On hurricanes, I'd like to point out that Tropical Storm Cristobal has part of Massachusetts in its Potential 1-3 Day Track Area, as given out by the National Hurricane Service. Well, Nantucket Island, but that counts. Bertha missed me; she took a stop at Bermuda and then decided to head towards Iceland.

I just discovered that Orson Scott Card says that "Laws against homosexual behavior should remain on the books, not to be indiscriminately enforced against anyone who happens to be caught violating them, but to be used when necessary to send a clear message that those who flagrantly violate society's regulation of sexual behavior cannot be permitted to remain as acceptable, equal citizens within that society." Ugh, ugh, ugh.
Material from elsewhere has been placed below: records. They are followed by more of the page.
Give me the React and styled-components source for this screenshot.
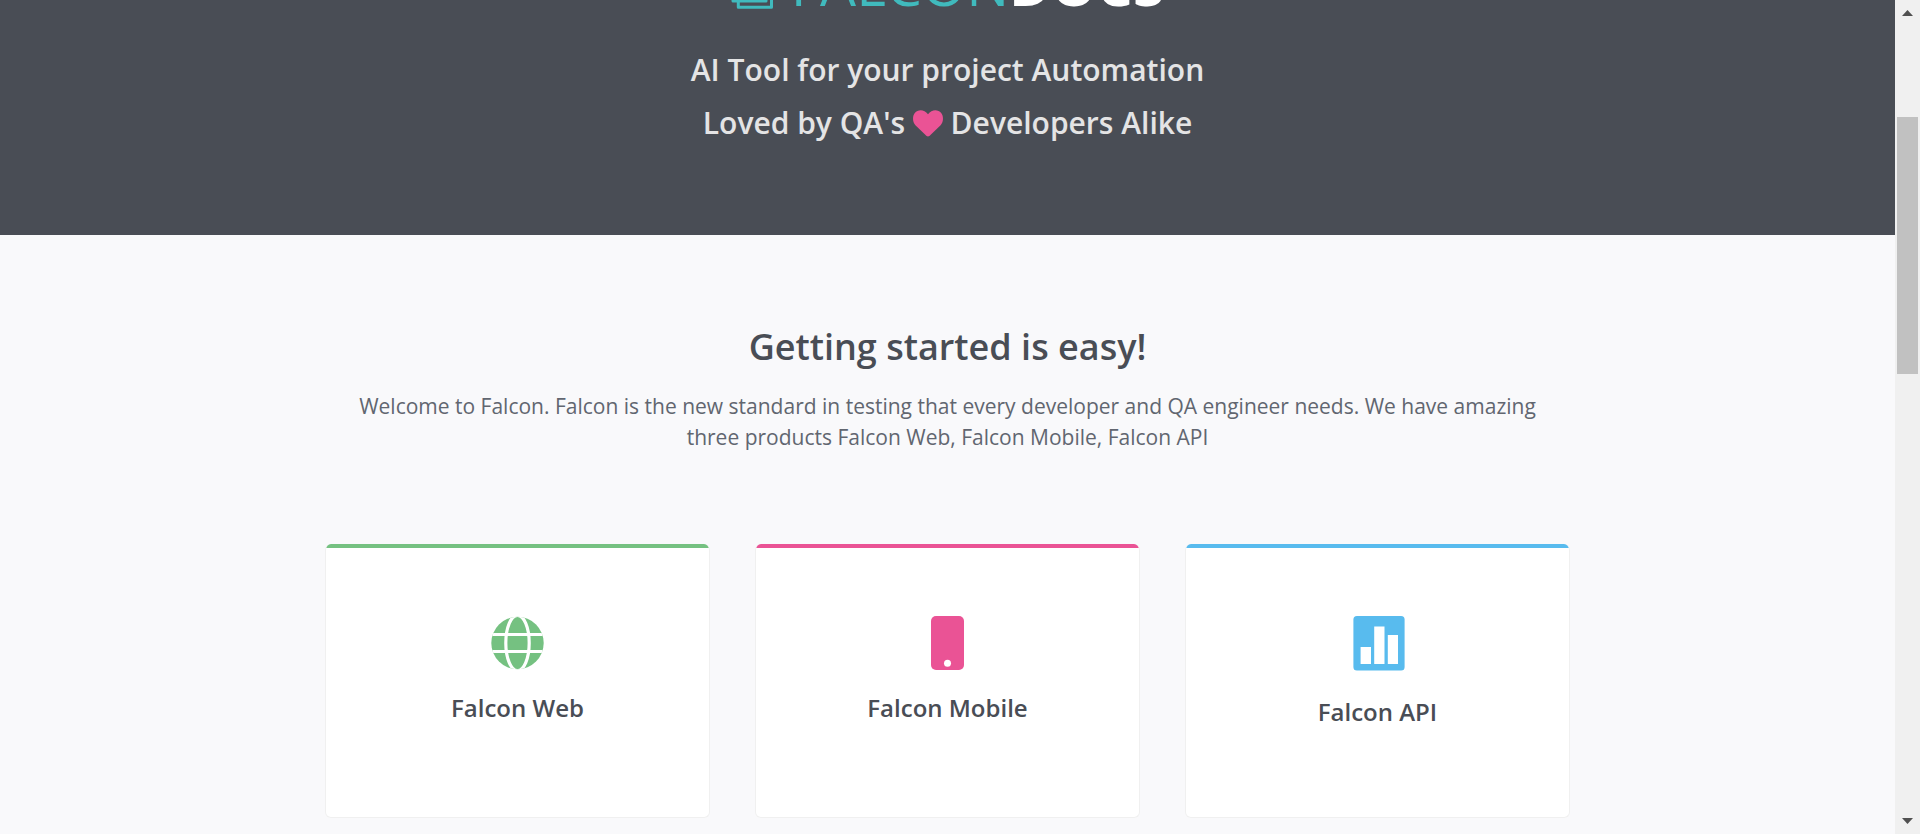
import React from 'react';
import styled, { createGlobalStyle } from 'styled-components';

const GlobalStyle = createGlobalStyle`
  *, *::before, *::after { box-sizing: border-box; }
  body {
    margin: 0;
    background: #f9f9fb;
    color: #494d55;
    font-family: "Open Sans", Arial, sans-serif;
  }
  h1, h2, h3, p { margin: 0; }
`;

const Layout = styled.div`
  display: grid;
  grid-template-columns: minmax(0, 1fr) 25px;
  min-height: 100vh;
`;

const Hero = styled.header`
  display: flex;
  flex-direction: column;
  align-items: center;
  justify-content: flex-end;
  height: 235px;
  padding-bottom: 86px;
  overflow: hidden;
  background: #494d55;
  text-align: center;
`;

const Brand = styled.h1`
  display: flex;
  flex-shrink: 0;
  align-items: center;
  gap: 18px;
  margin-bottom: 25px;
  color: #40babd;
  font-size: 57px;
  font-weight: 400;
  line-height: 68px;

  strong { color: #fff; font-weight: 700; }
`;

const Tagline = styled.p`
  flex-shrink: 0;
  color: #e4e4e5;
  font-size: 30px;
  font-weight: 600;
  line-height: 53px;

  svg { vertical-align: -3px; }
`;

const Section = styled.section`
  padding: 88px 24px 17px;
  text-align: center;
`;

const Title = styled.h2`
  margin-bottom: 20px;
  font-size: 36px;
  font-weight: 600;
  line-height: 48px;
`;

const Intro = styled.p`
  max-width: 1200px;
  margin: 0 auto 91px;
  color: #616670;
  font-size: 21px;
  line-height: 31px;
`;

const Cards = styled.div`
  display: grid;
  grid-template-columns: repeat(3, minmax(0, 1fr));
  gap: 45px;
  max-width: 1245px;
  margin: 0 auto;
`;

const Card = styled.article`
  position: relative;
  min-height: 274px;
  padding: 72px 20px 40px;
  overflow: hidden;
  border: 1px solid #f0f0f0;
  border-top: 0;
  border-radius: 6px;
  background: #fff;

  &::before {
    content: "";
    position: absolute;
    inset: 0 -1px auto;
    height: 4px;
    background: ${({ $color }) => $color};
  }

  svg { display: block; margin: 0 auto ${({ $gap }) => $gap}px; }
`;

const CardTitle = styled.h3`
  font-size: 24px;
  font-weight: 600;
  line-height: 32px;
`;

const Scrollbar = styled.aside`
  position: sticky;
  top: 0;
  display: flex;
  flex-direction: column;
  align-items: center;
  justify-content: space-between;
  height: 100vh;
  padding: 10px 2px;
  background: #f0f0f0;
`;

const Thumb = styled.div`
  width: 21px;
  height: 257px;
  margin: 101px 0 auto;
  background: #c1c1c1;
`;

const DocsIcon = () => (
  <svg width="42" height="50" viewBox="0 0 42 50" fill="none" stroke="#40babd" strokeWidth="3" aria-hidden="true">
    <path d="M7.300 36H35V2H2V42H35V36M7.300 42V48.300H40.500V10H35" strokeLinejoin="round" />
  </svg>
);

const HeartIcon = () => (
  <svg width="30" height="27" viewBox="0 0 30 27" fill="#ea5395" aria-label="love" role="img">
    <path d="M15 26.500C14 26.500 13.300 25.800 12.300 24.800L2.400 15.200C-.5 12-.8 6.500 1.800 3.100C5-.9 11.200-.8 15 4.200C18.800-.8 25-.9 28.200 3.100C30.800 6.500 30.500 12 27.600 15.200L17.700 24.800C16.700 25.800 16 26.500 15 26.500Z" />
  </svg>
);

const GlobeIcon = () => (
  <svg width="53" height="54" viewBox="0 0 53 54" aria-hidden="true">
    <defs>
      <clipPath id="globe-edge"><circle cx="26.500" cy="27" r="26.200" /></clipPath>
    </defs>
    <g clipPath="url(#globe-edge)">
      <rect width="53" height="54" fill="#75c181" />
      <ellipse cx="26.500" cy="27" rx="11.700" ry="27.700" fill="none" stroke="#fff" strokeWidth="3.200" />
      <path d="M0 18.500H53M0 35.500H53" stroke="#fff" strokeWidth="3" />
    </g>
  </svg>
);

const PhoneIcon = () => (
  <svg width="33" height="54" viewBox="0 0 33 54" aria-hidden="true">
    <rect width="33" height="54" rx="5" fill="#ea5395" />
    <circle cx="16.500" cy="47.300" r="3.500" fill="#fff" />
  </svg>
);

const ChartIcon = () => (
  <svg width="55" height="55" viewBox="-3 0 55 55" aria-hidden="true">
    <rect x=".4" width="51.200" height="54.600" rx="3.500" fill="#58bbee" />
    <path d="M7.600 31H18V48H7.600ZM21.200 10.500H31.500V48H21.200ZM34.800 19H45V48H34.800Z" fill="#fff" />
  </svg>
);

const Arrow = ({ down }) => (
  <svg width="11" height="6" viewBox="0 0 11 6" fill="#505050" aria-hidden="true">
    <path d={down ? 'M0 0H11L5.500 6Z' : 'M0 6H11L5.500 0Z'} />
  </svg>
);

const products = [
  { name: 'Falcon Web', color: '#75c181', Icon: GlobeIcon, gap: 22 },
  { name: 'Falcon Mobile', color: '#ea5395', Icon: PhoneIcon, gap: 22 },
  { name: 'Falcon API', color: '#58bbee', Icon: ChartIcon, gap: 25 },
];

export default function App() {
  return (
    <>
      <GlobalStyle />
      <Layout>
        <main>
          <Hero>
            <Brand><DocsIcon /><span>FALCON<strong>DOCS</strong></span></Brand>
            <Tagline>AI Tool for your project Automation</Tagline>
            <Tagline>Loved by QA's <HeartIcon /> Developers Alike</Tagline>
          </Hero>
          <Section>
            <Title>Getting started is easy!</Title>
            <Intro>
              Welcome to Falcon. Falcon is the new standard in testing that every developer and QA engineer
              needs. We have amazing three products Falcon Web, Falcon Mobile, Falcon API
            </Intro>
            <Cards>
              {products.map(({ name, color, Icon, gap }) => (
                <Card key={name} $color={color} $gap={gap}>
                  <Icon />
                  <CardTitle>{name}</CardTitle>
                </Card>
              ))}
            </Cards>
          </Section>
        </main>
        <Scrollbar aria-hidden="true">
          <Arrow />
          <Thumb />
          <Arrow down />
        </Scrollbar>
      </Layout>
    </>
  );
}
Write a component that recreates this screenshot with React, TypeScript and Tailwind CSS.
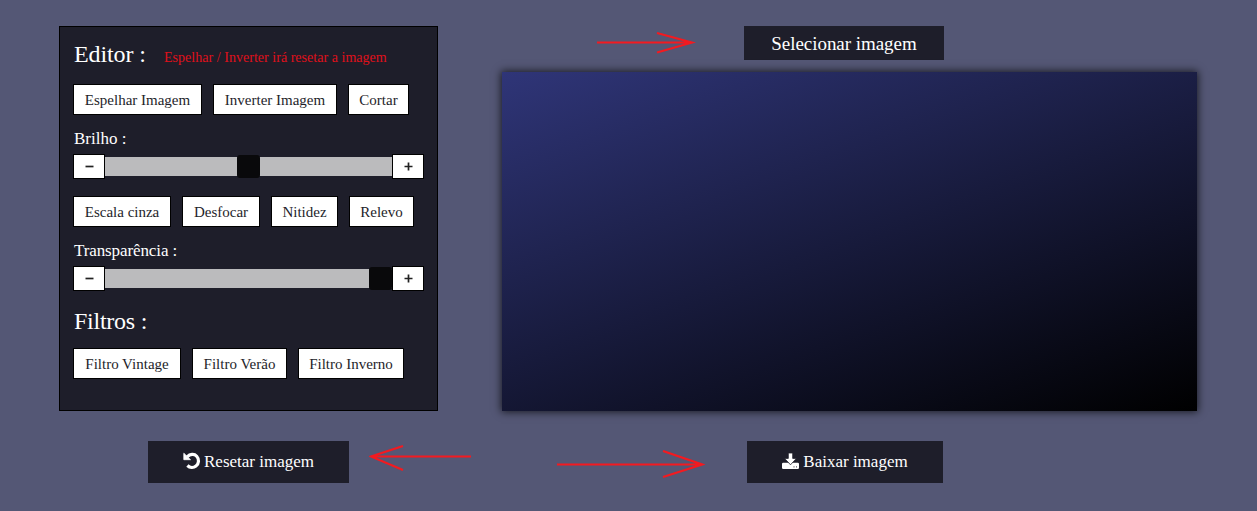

I knew of his attitude towards homosexual behavior, so that didn't surprise me, but the concept that we should have laws on the books to be selectively enforced is hideous. Police officers are supposed to enforce the law, not be judges of when someone needs to be brought down. It's a lovely way to help enrich the pockets of blackmailers, often unfortunately to include those in the hierarchy of police, and create a group of people who live in fear of the police who criminals can feed of off, and in general helps the underlayer of corruption in society grow. You can drive stuff out of the light without using the force of the law, and if anything may be more successful that way.

Hurricane Bertha

  • Jul. 7th, 2008 at 6:20 PM

Hurricane Bertha is now a class 3 hurricane, headed straight for me via Bermuda. (As for right at me, well, it's a couple thousand miles away, the five-day projection has it in the area of Bermuda on Saturday, and if it curves as much as they think it will, it will be heading straight north around Bermuda, far east of the US. But hurricane watching is a lot more engaging than tornado watching; it's like a multi-season series versus one half-hour show. It may go a lot slower, but there's a lot more meat to it.)